Das Institut der Wirtschaftsprüfer (IDW) begrüßt die Bemühungen der EFRAG zur Vereinfachung. Allerdings wünscht es sich mehr Klarheit im Zusammenspiel zwischen den europäischen Nachhaltigkeitsregelungen der ESRS und den globalen Standards, die vom International Sustainability Standards Board (ISSB) entwickelt wurden. „Auch wenn die Bemühungen zur Steigerung der Interoperabilität mit den ISSB Standards erkennbar sind, sieht das IDW hier noch deutliches Verbesserungspotential“, heißt es.
IDW und DRSC beziehen Stellung
Auch bei der Einführung des „undue cost or effort“-Prinzips wünscht sich das IDW eine stärkere Anlehnung an die Sprachregelungen in den globalen Rechnungslegungsregeln der International Financial Reporting Standards (IFRS). Die von der EFRAG vorgeschlagenen Formulierungen seien nicht konsistent.
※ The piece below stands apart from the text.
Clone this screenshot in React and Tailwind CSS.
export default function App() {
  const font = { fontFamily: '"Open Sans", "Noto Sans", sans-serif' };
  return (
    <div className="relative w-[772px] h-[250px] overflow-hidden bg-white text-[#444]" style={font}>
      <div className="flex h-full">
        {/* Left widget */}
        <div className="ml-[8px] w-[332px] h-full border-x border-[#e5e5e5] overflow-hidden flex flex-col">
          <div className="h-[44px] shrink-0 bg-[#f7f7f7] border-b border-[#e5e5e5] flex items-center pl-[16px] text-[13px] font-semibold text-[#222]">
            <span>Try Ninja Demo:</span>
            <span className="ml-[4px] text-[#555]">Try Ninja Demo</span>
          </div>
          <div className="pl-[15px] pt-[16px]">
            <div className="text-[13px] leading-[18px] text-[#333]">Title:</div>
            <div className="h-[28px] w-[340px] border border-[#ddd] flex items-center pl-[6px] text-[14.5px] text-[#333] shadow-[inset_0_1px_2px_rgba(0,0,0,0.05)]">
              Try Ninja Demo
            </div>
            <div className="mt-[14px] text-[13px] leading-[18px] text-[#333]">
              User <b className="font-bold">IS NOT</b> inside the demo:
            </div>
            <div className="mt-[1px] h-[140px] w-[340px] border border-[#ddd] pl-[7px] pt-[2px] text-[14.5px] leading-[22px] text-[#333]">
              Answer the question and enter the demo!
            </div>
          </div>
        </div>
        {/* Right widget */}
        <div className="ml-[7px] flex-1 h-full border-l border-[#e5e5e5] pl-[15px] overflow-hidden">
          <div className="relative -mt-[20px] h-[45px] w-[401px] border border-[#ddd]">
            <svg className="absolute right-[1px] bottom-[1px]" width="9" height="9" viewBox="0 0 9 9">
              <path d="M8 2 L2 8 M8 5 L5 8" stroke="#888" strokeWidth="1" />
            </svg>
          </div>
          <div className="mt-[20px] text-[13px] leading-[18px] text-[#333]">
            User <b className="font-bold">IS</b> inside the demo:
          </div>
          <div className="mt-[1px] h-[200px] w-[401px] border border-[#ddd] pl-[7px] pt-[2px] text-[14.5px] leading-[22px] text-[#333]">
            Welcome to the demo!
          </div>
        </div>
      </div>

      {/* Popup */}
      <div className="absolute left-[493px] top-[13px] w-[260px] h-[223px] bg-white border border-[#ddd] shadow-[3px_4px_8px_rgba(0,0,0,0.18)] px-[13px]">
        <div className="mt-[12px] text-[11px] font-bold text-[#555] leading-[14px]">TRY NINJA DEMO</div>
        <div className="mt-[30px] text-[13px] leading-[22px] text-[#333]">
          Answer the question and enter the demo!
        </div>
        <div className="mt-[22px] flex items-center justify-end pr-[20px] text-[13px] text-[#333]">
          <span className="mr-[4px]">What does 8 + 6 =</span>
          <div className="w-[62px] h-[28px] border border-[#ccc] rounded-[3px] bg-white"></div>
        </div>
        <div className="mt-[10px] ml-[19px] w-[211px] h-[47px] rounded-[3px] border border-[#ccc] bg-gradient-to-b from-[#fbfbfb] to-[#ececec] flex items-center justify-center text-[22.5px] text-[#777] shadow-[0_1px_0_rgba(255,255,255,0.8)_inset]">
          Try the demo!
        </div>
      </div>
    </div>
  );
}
Das Prinzip erlaubt es Unternehmen, bestimmte Angaben zu schätzen oder sich auf Sekundärquellen zu berufen, wenn eine direkte Datenerhebung unverhältnismäßig teuer oder aufwendig wäre – etwa wenn es um die Ermittlung von ESG-Daten entlang der Wertschöpfungskette geht. Dieses Vorgehen soll jedoch streng begrenzt bleiben und muss begründet werden.
Das Deutsche Rechnungslegungs Standards Committee (DRSC), der nationale Standardsetzer auf dem Gebiet der Konzernrechnungslegung, kommt nach Sichtung der EFRAG-Vorschläge zu dem Schluss, „dass zwar deutliche strukturelle und inhaltliche Verbesserungen erzielt werden konnten, jedoch wesentliche Konzepte noch nicht ausreichend klar und verständlich sind“. Im Austausch mit Praktikern habe man einige Punkte identifiziert, „die zu erhöhtem Aufwand für die Ersteller führen können“. Kritisch sieht das DRSC beispielsweise, dass der Entwurf an einzelnen Stellen die Erhebung zusätzlicher Datenpunkte vorsieht – auch wenn das übergeordnete Ziel lautet, den Erhebungsaufwand zu verringern.
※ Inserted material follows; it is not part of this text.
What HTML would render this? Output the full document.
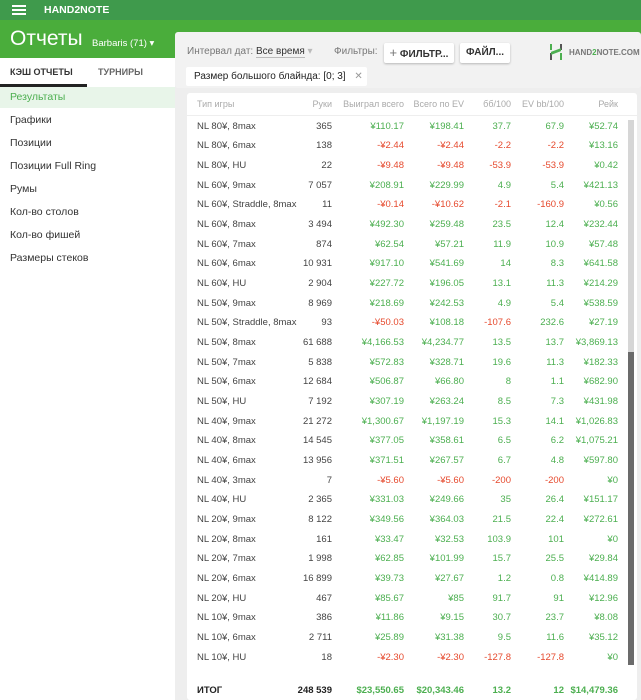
<!DOCTYPE html>
<html><head><meta charset="utf-8"><style>
*{margin:0;padding:0;box-sizing:border-box}
body{width:641px;height:700px;overflow:hidden;font-family:"Liberation Sans",sans-serif;background:#eeeeee;position:relative;font-size:9.5px;color:#333}
.top{position:absolute;left:0;top:0;width:641px;height:20px;background:#3f9a4c}
.hdr{position:absolute;left:0;top:20px;width:641px;height:38px;background:#4aad3b}
.side{position:absolute;left:0;top:58px;width:175px;height:642px;background:#fff}
.card{position:absolute;left:175px;top:32px;width:466px;height:56px;background:#f2f2f2;border-radius:3px}
.tbl{position:absolute;left:187px;top:93px;width:450px;height:607px;background:#fff;border-radius:3px}
.a{position:absolute;white-space:nowrap}
.g{color:#4caf50}.r{color:#e64a2e}
.btn{position:absolute;background:#fff;border-radius:2px;box-shadow:0 1px 2px rgba(0,0,0,.25);font-weight:bold;font-size:10px;color:#333;height:20px;line-height:20px;text-align:center}
.mi{position:absolute;left:10px;font-size:10.5px;color:#333}
</style></head><body>
<div class="top"></div>
<div class="a" style="left:12px;top:5px;width:14px;height:2px;background:#fff;box-shadow:0 4px 0 #fff,0 8px 0 #fff"></div>
<div class="a" style="left:44px;top:4px;color:#fff;font-weight:bold;font-size:10.5px">HAND2NOTE</div>
<div class="hdr"></div>
<div class="a" style="left:10px;top:27px;color:#fff;font-size:21px">Отчеты</div>
<div class="a" style="left:92px;top:38px;color:#fff;font-size:9.5px">Barbaris (71) ▾</div>
<div class="side"></div>
<div class="a" style="left:10px;top:67px;font-size:9px;font-weight:bold;color:#333">КЭШ ОТЧЕТЫ</div>
<div class="a" style="left:98px;top:67px;font-size:9px;font-weight:bold;color:#666">ТУРНИРЫ</div>
<div class="a" style="left:0;top:84px;width:87px;height:3px;background:#222"></div>
<div class="a" style="left:0;top:87px;width:175px;height:21px;background:#e8f5e9"></div>
<div class="mi" style="top:91px;color:#4caf50">Результаты</div>
<div class="mi" style="top:114px">Графики</div>
<div class="mi" style="top:137px">Позиции</div>
<div class="mi" style="top:160px">Позиции Full Ring</div>
<div class="mi" style="top:183px">Румы</div>
<div class="mi" style="top:206px">Кол-во столов</div>
<div class="mi" style="top:229px">Кол-во фишей</div>
<div class="mi" style="top:252px">Размеры стеков</div>
<div class="card"></div>
<div class="a" style="left:187px;top:46px;font-size:10px;color:#777">Интервал дат: <span style="color:#333;border-bottom:1px solid #bbb">Все время</span> <span style="color:#bbb">▾</span></div>
<div class="a" style="left:334px;top:46px;font-size:10px;color:#777">Фильтры:</div>
<div class="btn" style="left:384px;top:43px;width:70px"><span style="font-weight:normal;color:#777;font-size:13px">+</span> ФИЛЬТР...</div>
<div class="btn" style="left:460px;top:43px;width:50px">ФАЙЛ...</div>
<div class="a" style="left:550px;top:44px;width:2px;height:6px;background:#4caf50"></div>
<div class="a" style="left:550px;top:53px;width:2px;height:7px;background:#555"></div>
<div class="a" style="left:560px;top:44px;width:2px;height:6px;background:#555"></div>
<div class="a" style="left:560px;top:53px;width:2px;height:7px;background:#4caf50"></div>
<div class="a" style="left:551px;top:50px;width:10px;height:3px;background:#4caf50;transform:skewY(-20deg)"></div>
<div class="a" style="left:569px;top:48px;font-size:8px;font-weight:bold;color:#777">HAND<span style="color:#4caf50">2</span>NOTE.COM</div>
<div class="a" style="left:186px;top:67px;width:181px;height:19px;background:#fff;border-radius:2px"></div>
<div class="a" style="left:194px;top:71px;font-size:10px;color:#222">Размер большого блайнда: [0; 3] <span style="color:#999;margin-left:6px">✕</span></div>
<div class="tbl"></div>
<div class="a" style="left:187px;top:115px;width:450px;height:1px;background:#eee"></div>
<div class="a" style="left:628px;top:120px;width:6px;height:545px;background:#d6d6d6"></div>
<div class="a" style="left:628px;top:352px;width:6px;height:313px;background:#6b6b6b"></div>
<div id="t"></div>
<script>
var cols=[332,404,464,511,564,618];
var H=["Руки","Выиграл всего","Всего по EV","бб/100","EV bb/100","Рейк"];
var o='<div class="a" style="left:197px;top:99px;color:#aaa;font-size:9px">Тип игры</div>';
H.forEach(function(h,i){o+='<div class="a" style="right:'+(641-cols[i])+'px;top:99px;color:#aaa;font-size:9px">'+h+'</div>'});
var R=[["NL 80¥, 8max","365","¥110.17","¥198.41","37.7","67.9","¥52.74"],
["NL 80¥, 6max","138","-¥2.44","-¥2.44","-2.2","-2.2","¥13.16"],
["NL 80¥, HU","22","-¥9.48","-¥9.48","-53.9","-53.9","¥0.42"],
["NL 60¥, 9max","7 057","¥208.91","¥229.99","4.9","5.4","¥421.13"],
["NL 60¥, Straddle, 8max","11","-¥0.14","-¥10.62","-2.1","-160.9","¥0.56"],
["NL 60¥, 8max","3 494","¥492.30","¥259.48","23.5","12.4","¥232.44"],
["NL 60¥, 7max","874","¥62.54","¥57.21","11.9","10.9","¥57.48"],
["NL 60¥, 6max","10 931","¥917.10","¥541.69","14","8.3","¥641.58"],
["NL 60¥, HU","2 904","¥227.72","¥196.05","13.1","11.3","¥214.29"],
["NL 50¥, 9max","8 969","¥218.69","¥242.53","4.9","5.4","¥538.59"],
["NL 50¥, Straddle, 8max","93","-¥50.03","¥108.18","-107.6","232.6","¥27.19"],
["NL 50¥, 8max","61 688","¥4,166.53","¥4,234.77","13.5","13.7","¥3,869.13"],
["NL 50¥, 7max","5 838","¥572.83","¥328.71","19.6","11.3","¥182.33"],
["NL 50¥, 6max","12 684","¥506.87","¥66.80","8","1.1","¥682.90"],
["NL 50¥, HU","7 192","¥307.19","¥263.24","8.5","7.3","¥431.98"],
["NL 40¥, 9max","21 272","¥1,300.67","¥1,197.19","15.3","14.1","¥1,026.83"],
["NL 40¥, 8max","14 545","¥377.05","¥358.61","6.5","6.2","¥1,075.21"],
["NL 40¥, 6max","13 956","¥371.51","¥267.57","6.7","4.8","¥597.80"],
["NL 40¥, 3max","7","-¥5.60","-¥5.60","-200","-200","¥0"],
["NL 40¥, HU","2 365","¥331.03","¥249.66","35","26.4","¥151.17"],
["NL 20¥, 9max","8 122","¥349.56","¥364.03","21.5","22.4","¥272.61"],
["NL 20¥, 8max","161","¥33.47","¥32.53","103.9","101","¥0"],
["NL 20¥, 7max","1 998","¥62.85","¥101.99","15.7","25.5","¥29.84"],
["NL 20¥, 6max","16 899","¥39.73","¥27.67","1.2","0.8","¥414.89"],
["NL 20¥, HU","467","¥85.67","¥85","91.7","91","¥12.96"],
["NL 10¥, 9max","386","¥11.86","¥9.15","30.7","23.7","¥8.08"],
["NL 10¥, 6max","2 711","¥25.89","¥31.38","9.5","11.6","¥35.12"],
["NL 10¥, HU","18","-¥2.30","-¥2.30","-127.8","-127.8","¥0"]];
R.forEach(function(r,k){var y=120.5+k*19.67;
o+='<div class="a" style="left:197px;top:'+y+'px;color:#444">'+r[0]+'</div>';
for(var i=1;i<7;i++){var c=i==1?'':(r[i][0]=='-'?'r':'g');
o+='<div class="a '+c+'" style="right:'+(641-cols[i-1])+'px;top:'+y+'px;'+(i==1?'color:#444':'')+'">'+r[i]+'</div>';}});
var T=["248 539","$23,550.65","$20,343.46","13.2","12","$14,479.36"];
o+='<div class="a" style="left:197px;top:685px;font-weight:bold;color:#222">ИТОГ</div>';
T.forEach(function(t,i){o+='<div class="a '+(i?'g':'')+'" style="right:'+(641-cols[i])+'px;top:685px;font-weight:bold;'+(i?'':'color:#222')+'">'+t+'</div>'});
document.getElementById('t').innerHTML=o;
</script>
</body></html>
Das DRSC schätzt die bisherigen Arbeiten der EFRAG, die in einem sehr engen zeitlichen Korsett erbracht wurden.
Georg Lanfermann, DRSC
Auf der anderen Seite beinhalte der Konsultationsentwurf einige Aspekte, die den Unternehmen die Aufstellung von Nachhaltigkeitsberichten „mittelfristig“ erleichtern könnten, bilanziert das DRSC. Dazu zähle etwa die Bereinigung redundanter Berichtsteile. „Das DRSC schätzt die bisherigen Arbeiten der EFRAG, die in einem sehr engen zeitlichen Korsett erbracht wurden“, kommentiert DRSC-Präsident Georg Lanfermann. Die EFRAG habe „gute Vorschläge vorgelegt, die jedoch insbesondere auch der Cost-Benefit-Analyse standhalten müssen.“
Kritik an Konzept zu finanziellen Auswirkungen
Kritisch sieht das DRSC die Vorschläge zu den erwarteten finanziellen Auswirkungen („anticipated financial effects“). Dieses Konzept, das sich auf die erwarteten Konsequenzen von ESG-Risiken bezieht, sei „noch nicht klar ausgearbeitet“. Gerade bei quantifizierten Angaben hat das Komitee Zweifel, wie valide diese überhaupt sein können.
Das Deutsche Aktieninstitut (DAI) ist vom Konzept der erwarteten finanziellen Auswirkungen ebenfalls noch nicht überzeugt. Es fehlten bislang „Leitlinien oder Hinweise zur Berechnung der finanziellen Auswirkungen“. Die Datenlage sei oft unklar, Abgrenzungen seien schwierig. Daher wäre eine Offenlegung anfällig für Fehlinterpretationen, fürchtet das Aktieninstitut.
Es spricht sich vor diesem Hintergrund dafür aus, die erwarteten finanziellen Auswirkungen erst einzuführen, wenn es dazu „eine sinnvolle Methodik gibt“. Wie diese aussehen könnte, sollten EFRAG und ISSB gemeinsam prüfen, um eine stärkere Interoperabilität zu erreichen.
Sprachliche Angleichung
Das DAI fordert, dass die Berichterstattung gemäß ESRS auch die Standards des ISSB berücksichtigen sollten, um doppelte Berichterstattung zu vermeiden. Noch gebe es an manchen Stellen sprachliche Abweichungen. Wenn Definitionen oder Konzepte aus den ISSB-Standards in die ESRS übernommen werden, „fordern wir die EFRAG auf, diese 1:1 zu übernehmen und keine abweichenden Formulierungen zu verwenden“. Nur so könne künftig Konsistenz zwischen den beiden Standards gewährleistet werden.
Nach Abschluss der öffentlichen Konsultation hat die EFRAG nun bis zum 30. November Zeit, ihre Empfehlungen an die EU-Kommission zu übermitteln. Bisherigen Angaben zufolge rechnet die EU-Kommission damit, dass die finalisierte Version der ESRS erstmals im Geschäftsjahr 2027 angewendet werden kann.